Durant les années 1930, l’OIM organise de grandes conférences internationales d’experts, destinés à faire le point sur les évolutions muséales et patrimoniales. La revue Mouseion relaye cette action, en publiant les communications scientifiques lues à ces occasions. En 1930, une première conférence se tient à Rome, sur le thème de la restauration d’art. L’apport des techniques venues de la chimie et de la physique révolutionne les connaissances en matière picturale et sculpturale. L’année suivante a lieu la conférence d’Athènes : il s’agit d’une date-clé dans l’histoire patrimoniale, puisque c’est à cette occasion qu’apparaît officiellement la notion de patrimoine commun de l’humanité, qui va ensuite être repris par l’Unesco. En 1934, l’OIM organise une conférence sur l’architecture et l’aménagement des musées à Madrid : cette rencontre donne lieu à un manuel à usage des conservateurs : Muséographie. Une dernière conférence a lieu au Caire, sur les nouvelles techniques archéologiques. La guerre interrompt cette intense activité scientifique.


Troisième partie
L’écho des tensions internationales
dans le monde des musées (1933-1946)


Chapitre premier
Les musées totalitaires

Si les années 1920 sont marquées par l’avènement du fascisme en Italie et du Parti bolchevique en Russie, c’est surtout la décennie suivante qui marque le début d’une marche vers la guerre. L’arrivée au pouvoir du chancelier Adolf Hitler en Allemagne a des incidences politiques et idéologiques dont les ondes de choc parviennent jusqu’à l’atmosphère feutrée des musées. De nombreux conservateurs sont révoqués et les musées deviennent les porte-paroles du nouveau régime. En URSS, le régime stalinien procède de la même manière autoritaire avec les musées. Aux antipodes de l’idéal genevois, le nouveau musée totalitaire est utilisé comme un outil de propagande de masse, destiné à glorifier la nation, le chef et les idéaux martiaux.

Chapitre II
Protéger le patrimoine en temps de guerre (1936-1946) 

La guerre d’Espagne qui débute en 1936 ranime le spectre d’une nouvelle guerre sur le continent européen. Les conservateurs espagnols font cependant montre d’une excellente préparation à cette perspective : dès les premiers jours de la guerre, les collections des musées sont entreposées en lieu sûr et les monuments sont protégés des bombardements. La revue Mouseion publie de nombreux articles sur la protection du patrimoine en temps de guerre, afin que les techniques expérimentées en Espagne soient le plus largement possible diffusées.

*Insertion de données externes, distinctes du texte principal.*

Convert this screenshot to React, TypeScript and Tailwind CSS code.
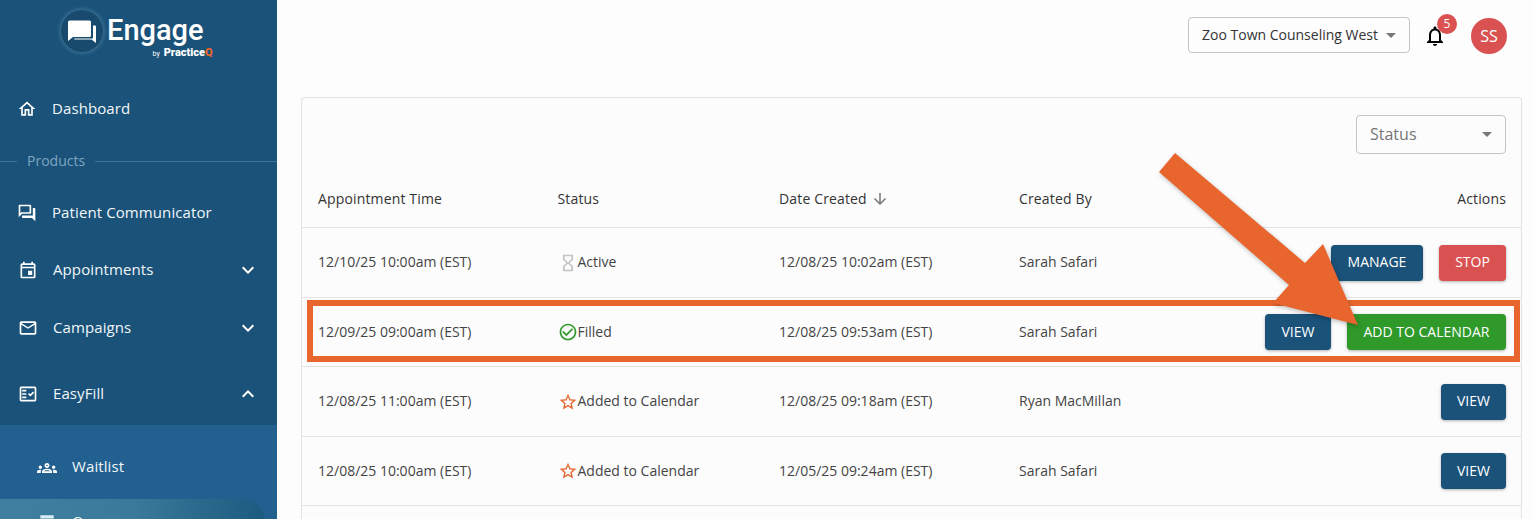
const ICONS: Record<string, string> = {
  home: "M12 5.69l5 4.5V18h-2v-6H9v6H7v-7.81l5-4.5M12 3L2 12h3v8h6v-6h2v6h6v-8h3L12 3z",
  forum: "M15 4v7H5.17l-.59.59-.58.58V4h11m1-2H3c-.55 0-1 .45-1 1v14l4-4h10c.55 0 1-.45 1-1V3c0-.55-.45-1-1-1zm5 4h-2v9H6v2c0 .55.45 1 1 1h11l4 4V7c0-.55-.45-1-1-1z",
  event: "M19 4h-1V2h-2v2H8V2H6v2H5c-1.11 0-1.99.9-1.99 2L3 20c0 1.1.89 2 2 2h14c1.1 0 2-.9 2-2V6c0-1.1-.9-2-2-2zm0 16H5V10h14v10zm0-12H5V6h14v2zm-7 5h5v5h-5z",
  mail: "M20 4H4c-1.1 0-1.99.9-1.99 2L2 18c0 1.1.9 2 2 2h16c1.1 0 2-.9 2-2V6c0-1.1-.9-2-2-2zm0 14H4V8l8 5 8-5v10zm-8-7L4 6h16l-8 5z",
  fact: "M20 3H4c-1.1 0-2 .9-2 2v14c0 1.1.9 2 2 2h16c1.1 0 2-.9 2-2V5c0-1.1-.9-2-2-2zm0 16H4V5h16v14zM19.41 10.42L17.99 9l-3.17 3.17-1.41-1.42L12 12.17 14.82 15zM5 7h5v2H5zM5 11h5v2H5zM5 15h5v2H5z",
  groups: "M4 13c1.1 0 2-.9 2-2 0-1.1-.9-2-2-2s-2 .9-2 2c0 1.1.9 2 2 2zm1.13 1.1c-.37-.06-.74-.1-1.13-.1-.99 0-1.93.21-2.78.58C.48 14.9 0 15.62 0 16.43V18h4.5v-1.61c0-.83.23-1.61.63-2.29zM20 13c1.1 0 2-.9 2-2 0-1.1-.9-2-2-2s-2 .9-2 2c0 1.1.9 2 2 2zm4 3.43c0-.81-.48-1.53-1.22-1.85-.85-.37-1.79-.58-2.78-.58-.39 0-.76.04-1.13.1.4.68.63 1.46.63 2.29V18H24v-1.57zm-7.76-2.78c-1.17-.52-2.61-.9-4.24-.9-1.63 0-3.07.39-4.24.9C6.68 14.13 6 15.21 6 16.39V18h12v-1.61c0-1.18-.68-2.26-1.76-2.74zM8.07 16c.09-.23.13-.39.91-.69.97-.38 1.99-.56 3.02-.56s2.05.18 3.02.56c.77.3.81.46.91.69H8.07zM12 8c.55 0 1 .45 1 1s-.45 1-1 1-1-.45-1-1 .45-1 1-1m0-2c-1.66 0-3 1.34-3 3s1.34 3 3 3 3-1.34 3-3-1.34-3-3-3z",
  bell: "M12 22c1.1 0 2-.9 2-2h-4c0 1.1.9 2 2 2zm6-6v-5c0-3.07-1.63-5.64-4.5-6.32V4c0-.83-.67-1.5-1.5-1.5s-1.5.67-1.5 1.5v.68C7.64 5.36 6 7.92 6 11v5l-2 2v1h16v-1l-2-2zm-2 1H8v-6c0-2.48 1.51-4.5 4-4.5s4 2.02 4 4.5v6z",
  star: "M22 9.24l-7.19-.62L12 2 9.19 8.63 2 9.24l5.46 4.73L5.82 21 12 17.27 18.18 21l-1.63-7.03L22 9.24zM12 15.4l-3.76 2.27 1-4.28-3.32-2.88 4.38-.38L12 6.1l1.71 4.04 4.38.38-3.32 2.88 1 4.28L12 15.4z",
  check: "M16.59 7.58L10 14.17l-3.59-3.58L5 12l5 5 8-8zM12 2C6.48 2 2 6.48 2 12s4.48 10 10 10 10-4.48 10-10S17.52 2 12 2zm0 18c-4.42 0-8-3.58-8-8s3.58-8 8-8 8 3.58 8 8-3.58 8-8 8z",
  hourglass: "M6 2v6h.01L6 8.01 10 12l-4 4 .01.01H6V22h12v-5.99h-.01L18 16l-4-4 4-3.99-.01-.01H18V2H6zm10 14.5V20H8v-3.5l4-4 4 4zm-4-5l-4-4V4h8v3.5l-4 4z",
  down: "M20 12l-1.41-1.41L13 16.17V4h-2v12.17l-5.58-5.59L4 12l8 8 8-8z",
  more: "M16.59 8.59L12 13.17 7.41 8.59 6 10l6 6 6-6z",
  less: "M12 8l-6 6 1.41 1.41L12 10.83l4.59 4.58L18 14z",
  list: "M4 5h16v4H4zM4 11h4v2H4zM10 11h10v2H10zM4 15h4v2H4zM10 15h10v2H10z",
};

function Icon({ name, className }: { name: string; className: string }) {
  return (
    <svg viewBox="0 0 24 24" className={className} fill="currentColor">
      <path d={ICONS[name]} />
    </svg>
  );
}

function NavItem({ icon, label, chevron, gap, pad }: { icon: string; label: string; chevron?: string; gap: string; pad: string }) {
  return (
    <div className={`flex h-[46px] items-center pr-[17px] ${pad}`}>
      <Icon name={icon} className="h-[20px] w-[20px] shrink-0 text-white" />
      <span className={`flex-1 pb-[1px] text-[15px] tracking-[0.1px] text-[#f2f7fa] ${gap}`}>{label}</span>
      {chevron && <Icon name={chevron} className="h-[24px] w-[24px] text-white" />}
    </div>
  );
}

function Button({ label, color, w }: { label: string; color: string; w: string }) {
  return (
    <div className={`flex h-[36px] items-center justify-center rounded-[4px] pb-[2px] text-[14px] text-white shadow-[0_1px_3px_rgba(0,0,0,0.3)] ${color} ${w}`}>
      {label}
    </div>
  );
}

const STATUS: Record<string, { icon: string; color: string; label: string }> = {
  active: { icon: "hourglass", color: "text-[#c4c4c4]", label: "Active" },
  filled: { icon: "check", color: "text-[#2f9a2a]", label: "Filled" },
  added: { icon: "star", color: "text-[#e8652e]", label: "Added to Calendar" },
};

const ROWS = [
  { time: "12/10/25 10:00am (EST)", status: "active", created: "12/08/25 10:02am (EST)", by: "Sarah Safari", h: "h-[70px]", kind: "manage" },
  { time: "12/09/25 09:00am (EST)", status: "filled", created: "12/08/25 09:53am (EST)", by: "Sarah Safari", h: "h-[69px]", kind: "filled" },
  { time: "12/08/25 11:00am (EST)", status: "added", created: "12/08/25 09:18am (EST)", by: "Ryan MacMillan", h: "h-[70px]", kind: "view" },
  { time: "12/08/25 10:00am (EST)", status: "added", created: "12/05/25 09:24am (EST)", by: "Sarah Safari", h: "h-[69px]", kind: "view" },
];

export default function App() {
  return (
    <div className="relative flex h-[519px] w-[1533px] overflow-hidden bg-[#fdfdfd] text-[14px] text-[#333333] [font-family:'Open_Sans',sans-serif]">
      <aside className="flex w-[277px] shrink-0 flex-col bg-[#1a5279]">
        <div className="flex h-[62px] items-start pl-[61px] pt-[10px]">
          <div className="flex h-[42px] w-[42px] shrink-0 items-center justify-center rounded-full bg-[#184a6d] shadow-[0_0_4px_1px_rgba(120,170,200,0.45)]">
            <svg viewBox="0 0 28 23" className="h-[23px] w-[28px] text-white" fill="currentColor">
              <path d="M1.5.5h20A1.5 1.5 0 0 1 23 2v13.5a1.5 1.5 0 0 1-1.5 1.5H5l-5 4V2A1.5 1.5 0 0 1 1.5.5Z" />
              <path d="M25 5.5h2a1 1 0 0 1 1 1V23l-4.5-3.5H7a1 1 0 0 1-1-1v-0H25Z" />
            </svg>
          </div>
          <div className="ml-[4px] flex flex-col">
            <span className="mt-[2px] text-[29px] font-medium leading-[36px] text-white [font-family:Roboto,sans-serif]">Engage</span>
            <span className="-mr-[9px] -mt-[1px] flex items-baseline justify-end leading-[11px] [font-family:Roboto,sans-serif]">
              <span className="mr-[4px] text-[7px] text-white">by</span>
              <span className="text-[11px] font-black text-white">Practice</span>
              <span className="text-[11px] font-black text-[#e8652e]">Q</span>
            </span>
          </div>
        </div>
        <div className="h-[24px]" />
        <NavItem icon="home" label="Dashboard" pad="pl-[17px]" gap="ml-[15px]" />
        <div className="flex h-[58px] items-center">
          <div className="h-px w-[17px] bg-[#3d7398]" />
          <span className="px-[10px] pb-[1px] text-[14px] text-[#7ea5c0]">Products</span>
          <div className="h-px flex-1 bg-[#3d7398]" />
        </div>
        <NavItem icon="forum" label="Patient Communicator" pad="pl-[17px]" gap="ml-[15px]" />
        <div className="h-[11px]" />
        <NavItem icon="event" label="Appointments" chevron="more" pad="pl-[18px]" gap="ml-[15px]" />
        <div className="h-[12px]" />
        <NavItem icon="mail" label="Campaigns" chevron="more" pad="pl-[18px]" gap="ml-[15px]" />
        <div className="h-[20px]" />
        <NavItem icon="fact" label="EasyFill" chevron="less" pad="pl-[18px]" gap="ml-[15px]" />
        <div className="h-[8px]" />
        <div className="flex-1 overflow-hidden bg-[#21608f] pt-[20px]">
          <div className="flex h-[46px] items-center pl-[37px]">
            <Icon name="groups" className="h-[20px] w-[20px] text-white" />
            <span className="ml-[15px] pb-[3px] text-[15px] tracking-[0.1px] text-[#f2f7fa]">Waitlist</span>
          </div>
          <div className="mr-[12px] mt-[8px] flex h-[46px] items-start rounded-r-[24px] bg-gradient-to-r from-[#3f7f9f] via-[#3b7a9a] to-[#1c5a80] pl-[37px] pt-[12px]">
            <Icon name="list" className="h-[20px] w-[20px] text-[#d8ecf7]" />
            <span className="ml-[15px] text-[15px] leading-[20px] text-white">Queue</span>
          </div>
        </div>
      </aside>

      <main className="flex flex-1 flex-col pl-[24px] pr-[11px]">
        <header className="flex h-[97px] items-start justify-end pr-[15px] pt-[17px]">
          <div className="flex h-[36px] w-[222px] items-center rounded-[4px] border border-[#c4c4c4] pl-[13px] text-[14px]">
            <span className="flex-1 pb-[2px]">Zoo Town Counseling West</span>
            <span className="mr-[13px] h-0 w-0 border-x-[5px] border-t-[5px] border-x-transparent border-t-[#777777]" />
          </div>
          <div className="relative ml-[12px] mt-[3px] h-[30px] w-[26px]">
            <Icon name="bell" className="absolute left-[1px] top-[4px] h-[24px] w-[24px] text-black" />
            <span className="absolute left-[15px] -top-[6px] flex h-[20px] w-[20px] items-center justify-center rounded-full bg-[#d95150] text-[12px] text-white">5</span>
          </div>
          <div className="ml-[23px] mt-[1px] flex h-[36px] w-[36px] items-center justify-center rounded-full bg-[#d95150] text-[16px] text-white">SS</div>
        </header>

        <section className="flex flex-1 flex-col overflow-hidden rounded-t-[4px] border border-b-0 border-[#e3e3e3] bg-[#fcfcfd]">
          <div className="flex h-[76px] items-start justify-end pr-[15px] pt-[17px]">
            <div className="flex h-[39px] w-[150px] items-center rounded-[4px] border border-[#c4c4c4] pb-[2px] pl-[13px] text-[16px] text-[#757575]">
              <span className="flex-1">Status</span>
              <span className="mr-[13px] mt-[2px] h-0 w-0 border-x-[5px] border-t-[5px] border-x-transparent border-t-[#777777]" />
            </div>
          </div>
          <div className="flex h-[54px] items-center border-b border-[#e3e3e3] pb-[4px] pl-[16px] pr-[15px] tracking-[0.15px]">
            <span className="w-[239.5px]">Appointment Time</span>
            <span className="w-[221.5px]">Status</span>
            <span className="flex w-[240px] items-center">
              Date Created
              <Icon name="down" className="ml-[4px] h-[18px] w-[18px] text-[#777777]" />
            </span>
            <span className="flex-1">Created By</span>
            <span>Actions</span>
          </div>
          {ROWS.map((r) => {
            const s = STATUS[r.status];
            return (
              <div key={r.time} className={`flex shrink-0 items-center border-b border-[#e3e3e3] pl-[16px] pr-[15px] ${r.h}`}>
                <span className="w-[239.5px] pb-[2px] text-[#444444]">{r.time}</span>
                <span className="flex w-[221.5px] items-center text-[#444444]">
                  <Icon name={s.icon} className={`h-[20px] w-[20px] ${s.color}`} />
                  <span className="pb-[2px]">{s.label}</span>
                </span>
                <span className="w-[240px] pb-[2px] text-[#444444]">{r.created}</span>
                <span className="flex-1 pb-[2px] text-[#444444]">{r.by}</span>
                {r.kind === "manage" && (
                  <div className="flex gap-[16px]">
                    <Button label="MANAGE" color="bg-[#1a5279]" w="w-[92px]" />
                    <Button label="STOP" color="bg-[#d95150]" w="w-[67px]" />
                  </div>
                )}
                {r.kind === "filled" && (
                  <div className="flex gap-[16px]">
                    <Button label="VIEW" color="bg-[#1a5279]" w="w-[66px]" />
                    <Button label="ADD TO CALENDAR" color="bg-[#2f9a2a]" w="w-[159px]" />
                  </div>
                )}
                {r.kind === "view" && <Button label="VIEW" color="bg-[#1a5279]" w="w-[65px]" />}
              </div>
            );
          })}
        </section>
      </main>

      <div className="pointer-events-none absolute left-[307px] top-[300px] h-[62px] w-[1213px] border-[6px] border-[#e8652e]" />
      <svg className="pointer-events-none absolute left-0 top-0 drop-shadow-[1px_2px_2px_rgba(0,0,0,0.25)]" width="1533" height="519" viewBox="0 0 1533 519">
        <polygon points="1175,153 1305,263 1323,244 1358,325 1273,303 1289,285 1159,172" fill="#e8652e" />
      </svg>
    </div>
  );
}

La guerre civile espagnole suscite une vague de réflexions sur ce qu’est le patrimoine et sur la responsabilité collective en cas de destruction. En ce temps de crise, la notion de patrimoine commun de l’humanité devient de plus en plus présente dans les milieux internationalistes de la coopération intellectuelle. L’OIM s’efforce, en vain, de lancer des projets de conventions internationales destinées à inscrire dans le droit la protection des biens culturels. La seconde guerre mondiale balaye tous ces efforts, et avec elle cesse la parution de Mouseion.


Conclusion

L’OIM reprend durant une courte période la publication de Mouseion durant l’année 1946. L’avenir de la revue est lié est celui de l’organisation. Durant la guerre, les ministres des Affaires étrangères du camp allié mettent sur pied une nouvelle organisation internationale, sous l’égide des États-Unis. L’Unesco naît en 1946 et ses compétences rejoignent celles de l’OIM, rendu obsolète. La période de transition entre les deux organisations n’est pas sans heurts : l’Unesco et surtout l’ICOM demeurent cependant fidèles à l’idéal internationaliste de la défunte organisation et poursuivent le travail engagé durant l’entre-deux-guerres. Mouseion n’est plus dès 1946 ; en 1949, une nouvelle revue de l’ICOM est fondée, Museum (l’actuelle Museum International). Bien que brève, l’existence de l’OIM et de Mouseion a ouvert de nombreuses perspectives dans le domaine de la coopération culturelle internationale. Dès 1946, c’est sur un terreau intellectuel fertile que l’Unesco peut s’implanter.


Annexes

Statuts de l’OIM. — Organigramme de l’OIM au sein de l’Organisation de coopération intellectuelle (OCI) de la SDN. — L’œuvre de coopération intellectuelle de Paul Valéry : coupure de presse, lettre de Henri Focillon à Paul Valéry (30 septembre 1921), carte de Paul Valéry comme membre de la SDN. — Statistiques des nationalités représentées parmi les rédacteurs de Mouseion. — Évolution des couvertures de Mouseion entre 1927 et 1946. — Bulletin d’abonnement à la revue. — Bulletin aux abonnés (1946). — Conférence d’Athènes (1931) : ordres du jour de la conférence, liste des experts présents à Athènes, conclusions de la conférence, résolutions adoptées par la CICI et la SDN après Athènes. — Muséographie : liste des participants à la conférence de Madrid, table des matières, liste des musées. — Le Corbusier et les musées : lettre de Le Corbusier à Paul Valéry sur le projet du Palais des Nations de la SDN (10 mars 1927). — Article de Mouseion sur le projet du musée à croissance illimitée par Le Corbusier (1940). — Catalogue iconographique. — Répertoire.